§ **DATA SUPPLIED**
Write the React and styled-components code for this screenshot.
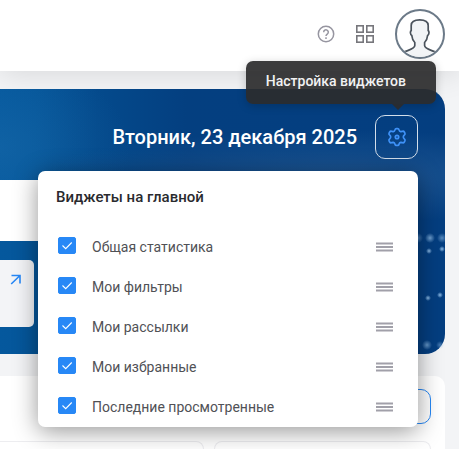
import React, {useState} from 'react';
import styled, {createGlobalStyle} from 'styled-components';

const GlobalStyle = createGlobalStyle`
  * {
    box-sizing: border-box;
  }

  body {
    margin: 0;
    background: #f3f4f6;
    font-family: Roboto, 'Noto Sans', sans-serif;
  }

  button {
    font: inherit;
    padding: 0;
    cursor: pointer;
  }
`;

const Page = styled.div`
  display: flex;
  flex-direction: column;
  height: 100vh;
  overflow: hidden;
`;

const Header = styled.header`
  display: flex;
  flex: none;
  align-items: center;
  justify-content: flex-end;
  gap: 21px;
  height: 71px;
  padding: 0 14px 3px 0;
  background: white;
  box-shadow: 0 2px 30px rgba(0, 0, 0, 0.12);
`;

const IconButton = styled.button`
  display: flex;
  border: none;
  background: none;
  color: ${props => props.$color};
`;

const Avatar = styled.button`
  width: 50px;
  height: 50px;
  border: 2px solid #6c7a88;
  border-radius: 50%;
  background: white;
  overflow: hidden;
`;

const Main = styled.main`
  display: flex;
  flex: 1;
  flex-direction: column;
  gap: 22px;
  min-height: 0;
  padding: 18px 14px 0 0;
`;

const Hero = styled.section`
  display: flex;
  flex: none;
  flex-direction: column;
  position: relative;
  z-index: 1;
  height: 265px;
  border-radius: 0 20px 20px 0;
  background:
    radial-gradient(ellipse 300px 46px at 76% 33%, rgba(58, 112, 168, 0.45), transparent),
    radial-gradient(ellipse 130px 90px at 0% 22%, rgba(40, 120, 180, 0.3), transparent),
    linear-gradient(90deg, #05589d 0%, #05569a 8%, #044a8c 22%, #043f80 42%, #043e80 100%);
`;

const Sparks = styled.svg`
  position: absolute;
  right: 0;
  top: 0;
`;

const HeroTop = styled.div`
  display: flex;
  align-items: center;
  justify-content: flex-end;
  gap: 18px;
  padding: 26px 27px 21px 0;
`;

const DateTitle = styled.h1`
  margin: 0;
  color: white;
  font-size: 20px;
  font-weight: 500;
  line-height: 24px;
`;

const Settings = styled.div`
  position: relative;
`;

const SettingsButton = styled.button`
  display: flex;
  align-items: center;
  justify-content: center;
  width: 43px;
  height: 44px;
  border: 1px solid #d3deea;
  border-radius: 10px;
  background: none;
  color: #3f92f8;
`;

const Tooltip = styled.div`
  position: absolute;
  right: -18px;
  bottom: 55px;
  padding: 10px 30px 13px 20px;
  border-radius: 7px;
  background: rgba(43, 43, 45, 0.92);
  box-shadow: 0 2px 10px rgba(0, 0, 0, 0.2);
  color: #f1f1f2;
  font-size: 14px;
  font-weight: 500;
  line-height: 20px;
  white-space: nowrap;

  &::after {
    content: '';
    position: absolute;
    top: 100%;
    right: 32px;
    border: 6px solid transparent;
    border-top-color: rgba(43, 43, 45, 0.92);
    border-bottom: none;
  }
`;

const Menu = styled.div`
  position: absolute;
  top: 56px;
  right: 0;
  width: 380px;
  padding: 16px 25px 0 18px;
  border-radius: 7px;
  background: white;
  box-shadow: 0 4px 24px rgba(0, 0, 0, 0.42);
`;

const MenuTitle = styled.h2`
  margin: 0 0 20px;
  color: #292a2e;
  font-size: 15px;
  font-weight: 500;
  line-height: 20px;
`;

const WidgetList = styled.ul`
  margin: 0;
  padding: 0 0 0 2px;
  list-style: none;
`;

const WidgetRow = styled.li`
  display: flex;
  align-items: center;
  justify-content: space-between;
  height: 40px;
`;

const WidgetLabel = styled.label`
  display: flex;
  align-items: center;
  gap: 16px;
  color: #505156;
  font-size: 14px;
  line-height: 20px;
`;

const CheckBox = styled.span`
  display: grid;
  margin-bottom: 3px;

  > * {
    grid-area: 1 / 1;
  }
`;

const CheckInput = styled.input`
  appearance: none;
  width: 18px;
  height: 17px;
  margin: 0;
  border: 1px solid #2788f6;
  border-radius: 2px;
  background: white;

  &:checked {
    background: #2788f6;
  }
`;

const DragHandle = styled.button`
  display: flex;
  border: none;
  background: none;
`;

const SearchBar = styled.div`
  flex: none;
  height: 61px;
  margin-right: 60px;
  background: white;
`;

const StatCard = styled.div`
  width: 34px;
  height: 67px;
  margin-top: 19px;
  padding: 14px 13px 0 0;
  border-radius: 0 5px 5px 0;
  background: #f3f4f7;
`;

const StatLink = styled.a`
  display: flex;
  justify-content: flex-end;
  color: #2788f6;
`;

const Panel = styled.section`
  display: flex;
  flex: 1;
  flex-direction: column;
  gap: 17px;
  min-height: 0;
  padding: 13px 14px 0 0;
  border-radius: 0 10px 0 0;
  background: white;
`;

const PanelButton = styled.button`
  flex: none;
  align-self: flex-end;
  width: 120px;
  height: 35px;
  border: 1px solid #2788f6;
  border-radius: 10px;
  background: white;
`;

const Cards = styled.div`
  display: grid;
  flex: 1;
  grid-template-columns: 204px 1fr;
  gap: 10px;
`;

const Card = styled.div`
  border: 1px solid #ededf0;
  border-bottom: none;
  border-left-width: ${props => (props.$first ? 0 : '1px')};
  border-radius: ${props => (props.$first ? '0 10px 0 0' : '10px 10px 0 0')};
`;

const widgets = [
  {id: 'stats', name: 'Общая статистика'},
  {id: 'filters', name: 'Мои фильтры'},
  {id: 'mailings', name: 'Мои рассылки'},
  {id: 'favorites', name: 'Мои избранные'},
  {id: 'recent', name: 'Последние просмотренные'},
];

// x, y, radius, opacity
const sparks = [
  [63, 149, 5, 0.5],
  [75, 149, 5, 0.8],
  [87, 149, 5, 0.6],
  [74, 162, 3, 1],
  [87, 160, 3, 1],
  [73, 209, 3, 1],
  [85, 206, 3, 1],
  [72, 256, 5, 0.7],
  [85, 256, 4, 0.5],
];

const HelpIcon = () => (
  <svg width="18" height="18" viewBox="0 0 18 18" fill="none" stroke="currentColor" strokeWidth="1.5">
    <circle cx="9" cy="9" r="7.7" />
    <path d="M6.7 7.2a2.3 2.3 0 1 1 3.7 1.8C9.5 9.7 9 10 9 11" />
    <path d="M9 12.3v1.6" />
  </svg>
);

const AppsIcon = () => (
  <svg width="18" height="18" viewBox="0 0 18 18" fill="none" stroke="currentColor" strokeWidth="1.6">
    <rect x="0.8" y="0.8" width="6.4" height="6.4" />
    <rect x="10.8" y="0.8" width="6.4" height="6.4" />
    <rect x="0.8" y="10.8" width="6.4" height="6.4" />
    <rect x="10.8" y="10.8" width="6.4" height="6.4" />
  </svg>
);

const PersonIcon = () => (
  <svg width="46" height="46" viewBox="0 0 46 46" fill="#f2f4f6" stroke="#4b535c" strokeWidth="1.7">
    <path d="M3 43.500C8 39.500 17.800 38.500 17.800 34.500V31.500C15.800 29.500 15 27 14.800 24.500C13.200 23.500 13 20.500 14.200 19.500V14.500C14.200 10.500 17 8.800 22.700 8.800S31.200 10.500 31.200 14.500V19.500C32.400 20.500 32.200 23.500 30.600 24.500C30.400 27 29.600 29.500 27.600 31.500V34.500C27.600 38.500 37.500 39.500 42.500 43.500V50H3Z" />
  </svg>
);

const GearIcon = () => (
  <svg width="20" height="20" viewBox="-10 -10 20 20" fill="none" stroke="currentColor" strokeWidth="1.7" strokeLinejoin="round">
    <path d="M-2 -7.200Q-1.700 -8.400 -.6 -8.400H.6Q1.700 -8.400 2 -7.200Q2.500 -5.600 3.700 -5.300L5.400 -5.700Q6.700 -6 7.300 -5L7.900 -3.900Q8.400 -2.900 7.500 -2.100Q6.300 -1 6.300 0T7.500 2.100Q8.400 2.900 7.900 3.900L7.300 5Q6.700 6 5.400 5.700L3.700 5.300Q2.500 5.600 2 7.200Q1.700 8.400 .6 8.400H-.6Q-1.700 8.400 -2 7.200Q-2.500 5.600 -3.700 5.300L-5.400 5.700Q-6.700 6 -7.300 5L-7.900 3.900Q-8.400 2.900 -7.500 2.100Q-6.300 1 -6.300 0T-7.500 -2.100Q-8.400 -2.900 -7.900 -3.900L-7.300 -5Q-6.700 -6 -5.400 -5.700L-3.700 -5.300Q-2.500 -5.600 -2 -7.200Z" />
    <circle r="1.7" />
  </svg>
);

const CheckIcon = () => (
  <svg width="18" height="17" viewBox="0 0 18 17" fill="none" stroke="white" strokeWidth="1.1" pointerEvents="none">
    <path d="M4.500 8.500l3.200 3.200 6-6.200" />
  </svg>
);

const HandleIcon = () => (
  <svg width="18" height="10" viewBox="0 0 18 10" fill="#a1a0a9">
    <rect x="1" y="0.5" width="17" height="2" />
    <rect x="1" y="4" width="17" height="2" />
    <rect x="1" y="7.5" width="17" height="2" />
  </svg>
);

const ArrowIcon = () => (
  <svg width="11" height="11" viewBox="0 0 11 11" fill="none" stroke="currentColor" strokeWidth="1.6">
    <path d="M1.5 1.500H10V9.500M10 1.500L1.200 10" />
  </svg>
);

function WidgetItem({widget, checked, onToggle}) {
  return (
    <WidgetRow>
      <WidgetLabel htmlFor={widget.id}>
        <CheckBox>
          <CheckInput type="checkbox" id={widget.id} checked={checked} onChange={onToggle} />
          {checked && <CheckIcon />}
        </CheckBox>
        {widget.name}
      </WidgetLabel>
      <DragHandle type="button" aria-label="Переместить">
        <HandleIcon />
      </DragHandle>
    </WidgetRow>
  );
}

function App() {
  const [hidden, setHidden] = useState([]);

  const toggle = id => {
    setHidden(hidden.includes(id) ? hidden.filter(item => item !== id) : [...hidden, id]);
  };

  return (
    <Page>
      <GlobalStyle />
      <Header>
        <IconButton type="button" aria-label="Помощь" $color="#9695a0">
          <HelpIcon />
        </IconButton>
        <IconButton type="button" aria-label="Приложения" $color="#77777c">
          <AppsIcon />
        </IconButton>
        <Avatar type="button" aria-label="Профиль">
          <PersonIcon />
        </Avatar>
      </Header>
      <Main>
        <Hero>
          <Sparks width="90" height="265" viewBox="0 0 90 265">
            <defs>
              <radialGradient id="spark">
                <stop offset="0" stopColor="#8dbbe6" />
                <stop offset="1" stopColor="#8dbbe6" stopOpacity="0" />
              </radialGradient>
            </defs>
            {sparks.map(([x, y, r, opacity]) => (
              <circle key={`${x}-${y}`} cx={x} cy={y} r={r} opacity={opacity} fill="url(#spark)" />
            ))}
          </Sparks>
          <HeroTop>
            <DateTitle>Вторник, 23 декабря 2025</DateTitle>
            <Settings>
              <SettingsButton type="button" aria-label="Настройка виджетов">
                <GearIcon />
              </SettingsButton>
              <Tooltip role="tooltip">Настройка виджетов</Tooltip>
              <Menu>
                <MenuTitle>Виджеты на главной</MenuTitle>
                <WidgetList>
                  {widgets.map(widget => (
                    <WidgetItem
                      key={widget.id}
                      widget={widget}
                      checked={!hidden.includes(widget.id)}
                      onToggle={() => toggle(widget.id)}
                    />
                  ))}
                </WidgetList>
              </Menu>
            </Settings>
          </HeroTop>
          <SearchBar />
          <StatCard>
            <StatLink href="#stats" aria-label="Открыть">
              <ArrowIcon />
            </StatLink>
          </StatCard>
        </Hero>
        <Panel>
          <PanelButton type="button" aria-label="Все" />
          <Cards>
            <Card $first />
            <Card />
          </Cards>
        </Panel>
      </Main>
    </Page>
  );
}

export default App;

--

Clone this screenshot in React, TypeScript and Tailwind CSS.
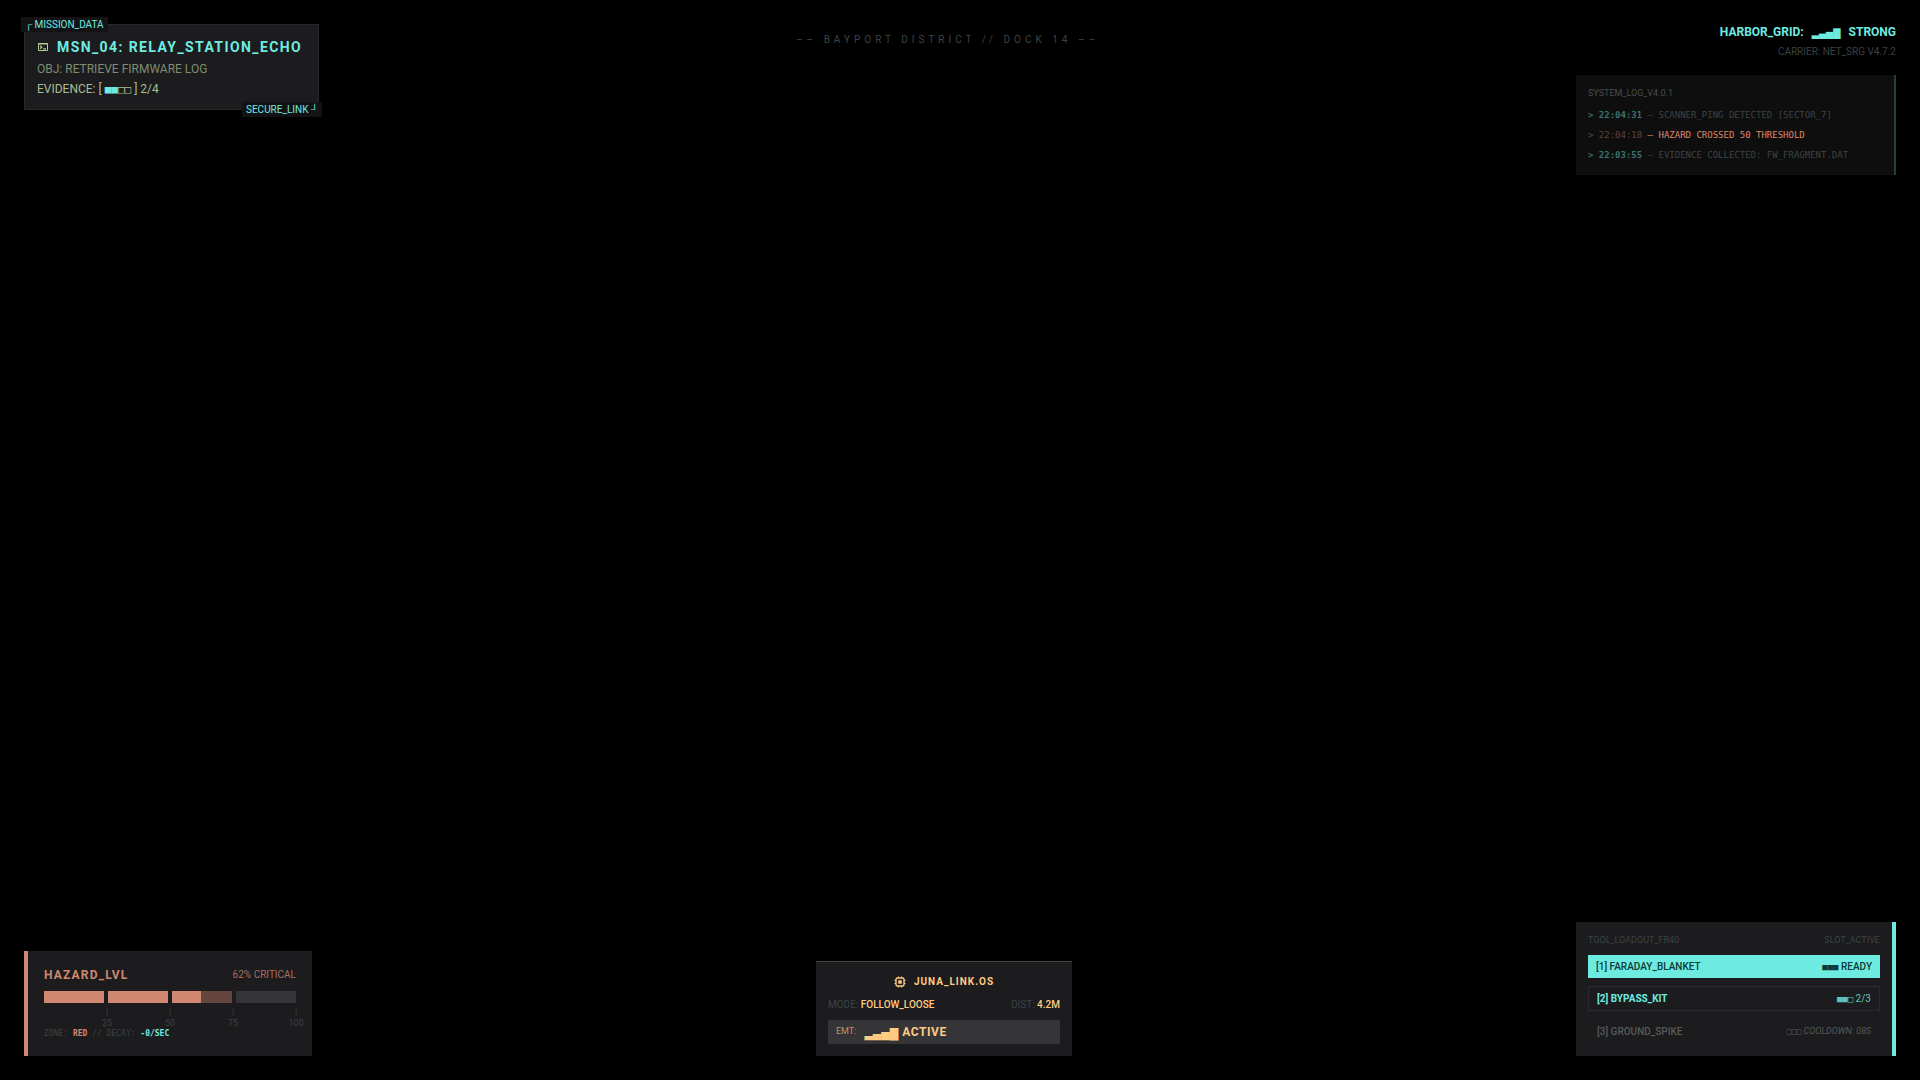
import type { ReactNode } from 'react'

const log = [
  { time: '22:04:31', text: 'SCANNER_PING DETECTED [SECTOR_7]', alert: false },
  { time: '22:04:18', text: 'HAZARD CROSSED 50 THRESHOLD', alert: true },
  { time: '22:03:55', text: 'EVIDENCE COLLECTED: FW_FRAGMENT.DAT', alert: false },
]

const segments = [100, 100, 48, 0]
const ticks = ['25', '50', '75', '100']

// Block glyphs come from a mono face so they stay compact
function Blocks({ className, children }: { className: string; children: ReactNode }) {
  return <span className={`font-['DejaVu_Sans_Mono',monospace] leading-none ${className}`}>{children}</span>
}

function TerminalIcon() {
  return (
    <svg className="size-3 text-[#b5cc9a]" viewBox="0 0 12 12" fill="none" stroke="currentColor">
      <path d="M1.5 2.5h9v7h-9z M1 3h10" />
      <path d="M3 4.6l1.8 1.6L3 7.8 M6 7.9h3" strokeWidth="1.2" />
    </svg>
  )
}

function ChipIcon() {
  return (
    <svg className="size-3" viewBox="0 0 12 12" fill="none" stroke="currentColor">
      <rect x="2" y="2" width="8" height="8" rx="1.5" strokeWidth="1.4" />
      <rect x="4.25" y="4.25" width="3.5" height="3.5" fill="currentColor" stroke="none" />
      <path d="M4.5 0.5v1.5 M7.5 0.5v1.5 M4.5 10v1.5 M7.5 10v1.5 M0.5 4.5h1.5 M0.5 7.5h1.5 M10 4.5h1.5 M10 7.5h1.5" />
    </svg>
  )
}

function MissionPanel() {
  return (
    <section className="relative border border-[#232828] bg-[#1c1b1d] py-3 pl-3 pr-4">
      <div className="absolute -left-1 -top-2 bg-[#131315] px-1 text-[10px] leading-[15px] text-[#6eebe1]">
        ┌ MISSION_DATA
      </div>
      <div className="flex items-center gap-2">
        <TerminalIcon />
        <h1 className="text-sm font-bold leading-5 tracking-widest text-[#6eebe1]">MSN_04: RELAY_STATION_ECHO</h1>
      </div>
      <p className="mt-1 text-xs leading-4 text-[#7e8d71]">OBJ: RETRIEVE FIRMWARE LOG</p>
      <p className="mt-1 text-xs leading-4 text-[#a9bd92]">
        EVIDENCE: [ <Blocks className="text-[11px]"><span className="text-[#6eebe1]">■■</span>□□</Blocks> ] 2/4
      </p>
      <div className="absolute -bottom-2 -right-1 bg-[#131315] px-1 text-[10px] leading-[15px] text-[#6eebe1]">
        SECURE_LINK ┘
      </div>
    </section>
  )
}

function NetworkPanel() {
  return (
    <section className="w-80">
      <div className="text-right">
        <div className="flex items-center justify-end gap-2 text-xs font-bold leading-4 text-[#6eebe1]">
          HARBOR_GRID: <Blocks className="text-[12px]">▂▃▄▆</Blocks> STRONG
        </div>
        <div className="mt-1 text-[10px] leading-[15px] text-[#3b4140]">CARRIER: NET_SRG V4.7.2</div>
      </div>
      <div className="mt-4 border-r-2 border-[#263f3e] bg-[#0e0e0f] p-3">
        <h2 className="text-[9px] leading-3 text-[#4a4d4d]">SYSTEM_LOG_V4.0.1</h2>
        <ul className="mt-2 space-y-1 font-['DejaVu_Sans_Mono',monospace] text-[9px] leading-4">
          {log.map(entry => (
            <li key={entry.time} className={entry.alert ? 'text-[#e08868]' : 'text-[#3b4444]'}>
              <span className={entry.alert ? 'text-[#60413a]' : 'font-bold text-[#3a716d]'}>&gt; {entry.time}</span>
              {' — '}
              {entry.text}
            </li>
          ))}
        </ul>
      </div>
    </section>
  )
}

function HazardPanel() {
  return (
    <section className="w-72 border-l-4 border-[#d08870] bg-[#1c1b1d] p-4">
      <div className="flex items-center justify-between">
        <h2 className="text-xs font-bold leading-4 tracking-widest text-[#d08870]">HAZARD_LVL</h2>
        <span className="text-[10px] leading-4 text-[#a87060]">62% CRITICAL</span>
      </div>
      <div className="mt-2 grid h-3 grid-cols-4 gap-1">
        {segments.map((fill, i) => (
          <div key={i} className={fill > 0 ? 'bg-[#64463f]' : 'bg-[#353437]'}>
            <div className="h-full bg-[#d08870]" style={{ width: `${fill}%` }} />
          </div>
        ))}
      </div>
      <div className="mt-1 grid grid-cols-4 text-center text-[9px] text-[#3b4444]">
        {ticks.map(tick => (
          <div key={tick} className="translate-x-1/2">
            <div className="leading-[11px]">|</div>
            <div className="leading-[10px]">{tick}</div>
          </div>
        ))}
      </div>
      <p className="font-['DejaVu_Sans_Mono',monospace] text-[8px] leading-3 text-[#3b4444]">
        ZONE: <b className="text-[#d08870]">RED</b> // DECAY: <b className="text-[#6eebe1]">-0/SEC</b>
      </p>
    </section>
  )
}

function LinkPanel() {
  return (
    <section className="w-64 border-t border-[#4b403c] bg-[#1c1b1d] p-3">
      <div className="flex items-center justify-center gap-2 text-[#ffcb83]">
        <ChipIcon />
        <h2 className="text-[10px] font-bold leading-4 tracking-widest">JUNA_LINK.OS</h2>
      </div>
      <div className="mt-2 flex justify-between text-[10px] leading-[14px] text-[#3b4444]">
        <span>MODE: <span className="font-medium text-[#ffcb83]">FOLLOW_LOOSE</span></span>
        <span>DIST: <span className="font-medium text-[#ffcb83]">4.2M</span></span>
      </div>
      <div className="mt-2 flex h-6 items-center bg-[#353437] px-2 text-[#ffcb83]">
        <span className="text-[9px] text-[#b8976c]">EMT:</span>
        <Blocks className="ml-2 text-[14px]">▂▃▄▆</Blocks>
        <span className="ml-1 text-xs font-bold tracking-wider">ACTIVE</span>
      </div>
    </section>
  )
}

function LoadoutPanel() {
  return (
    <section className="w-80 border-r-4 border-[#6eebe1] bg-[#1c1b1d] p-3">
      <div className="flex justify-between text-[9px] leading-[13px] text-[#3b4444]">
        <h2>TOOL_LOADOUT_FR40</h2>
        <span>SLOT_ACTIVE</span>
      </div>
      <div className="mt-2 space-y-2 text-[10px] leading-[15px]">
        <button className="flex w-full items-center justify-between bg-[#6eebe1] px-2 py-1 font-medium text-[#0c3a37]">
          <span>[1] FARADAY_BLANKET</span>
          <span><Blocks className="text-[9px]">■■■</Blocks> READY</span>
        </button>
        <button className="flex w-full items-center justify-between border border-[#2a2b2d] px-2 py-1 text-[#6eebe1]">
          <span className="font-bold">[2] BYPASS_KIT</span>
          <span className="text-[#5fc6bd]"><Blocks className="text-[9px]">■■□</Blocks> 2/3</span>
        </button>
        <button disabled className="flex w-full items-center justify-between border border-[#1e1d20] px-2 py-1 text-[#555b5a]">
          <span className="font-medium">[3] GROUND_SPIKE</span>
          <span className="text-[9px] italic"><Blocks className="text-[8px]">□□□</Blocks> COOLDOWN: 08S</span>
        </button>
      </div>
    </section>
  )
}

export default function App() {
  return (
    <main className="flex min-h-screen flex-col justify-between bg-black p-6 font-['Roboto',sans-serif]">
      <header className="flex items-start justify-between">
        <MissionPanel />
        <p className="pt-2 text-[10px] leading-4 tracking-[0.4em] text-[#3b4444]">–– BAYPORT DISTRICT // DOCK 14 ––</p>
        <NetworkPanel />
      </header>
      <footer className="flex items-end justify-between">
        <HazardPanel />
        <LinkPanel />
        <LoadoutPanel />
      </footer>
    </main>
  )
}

§ **WRITTEN PROBLEM**
Copy every line from the entries that contains the word "components".

§ **REPLY**
Write the React and styled-components code for this screenshot.
import styled, {createGlobalStyle} from 'styled-components';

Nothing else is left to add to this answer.